Julien Guinot*,1,2, Elio Quinton2, György Fazekas1
1 Centre for Digital Music, Queen Mary University of London, U.K.
2 Music & Audio Machine Learning Lab, Universal Music Group, London, U.K.
*Correspondence to j.guinot@qmul.ac.uk

License: MIT arXiv

GD-Retriever Overview


Abstract

Multimodal contrastive models have achieved strong performance in text-audio retrieval and zero-shot settings, but improving joint embedding spaces remains an active research area. Less attention has been given to making these systems controllable and interactive for users. In text-music retrieval, the ambiguity of freeform language creates a many-to-many mapping, often resulting in inflexible or unsatisfying results.

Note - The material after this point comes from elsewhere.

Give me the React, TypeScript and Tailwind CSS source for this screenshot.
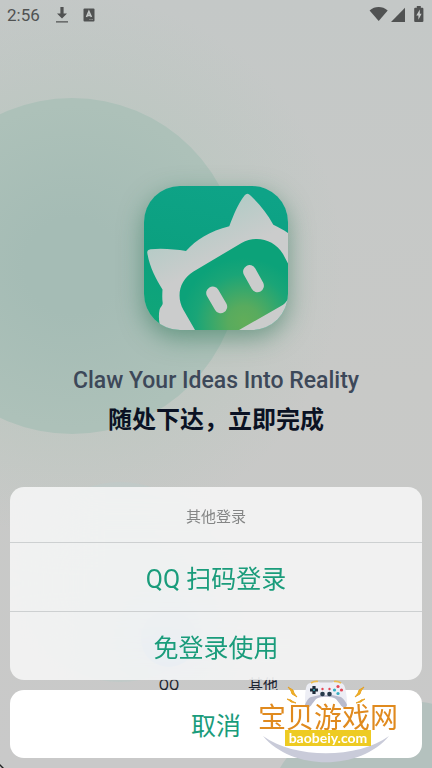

We introduce Generative Diffusion Retriever (GDR), a novel framework that leverages diffusion models to generate queries in a retrieval-optimized latent space. This enables controllability through generative tools such as negative prompting and denoising diffusion implicit models (DDIM) inversion, opening a new direction in retrieval control. GDR improves retrieval performance over contrastive teacher models and supports retrieval in audio-only latent spaces using non-jointly trained encoders. Finally, we demonstrate that GDR enables effective post-hoc manipulation of retrieval behavior, enhancing interactive control for text-music retrieval tasks.


Highlights

  • Generative Retrieval: Novel diffusion-based approach for text-music retrieval that generates queries in audio latent space
  • Controllable: Enables negative prompting and DDIM inversion for interactive retrieval refinement
  • Flexible Encoders: Works with non-jointly trained audio and text encoders
  • Improved Performance: Outperforms contrastive teacher models on in-domain datasets
  • Interactive: Enables post-hoc manipulation of retrieval behavior for better user control

Overview

Instead of encoding text queries and audio keys in a joint embedding space (top), GD-Retriever generates queries in the audio space directly through conditioning on a text query (bottom). This approach enables generative controllability mechanisms that are not available in traditional contrastive retrieval systems.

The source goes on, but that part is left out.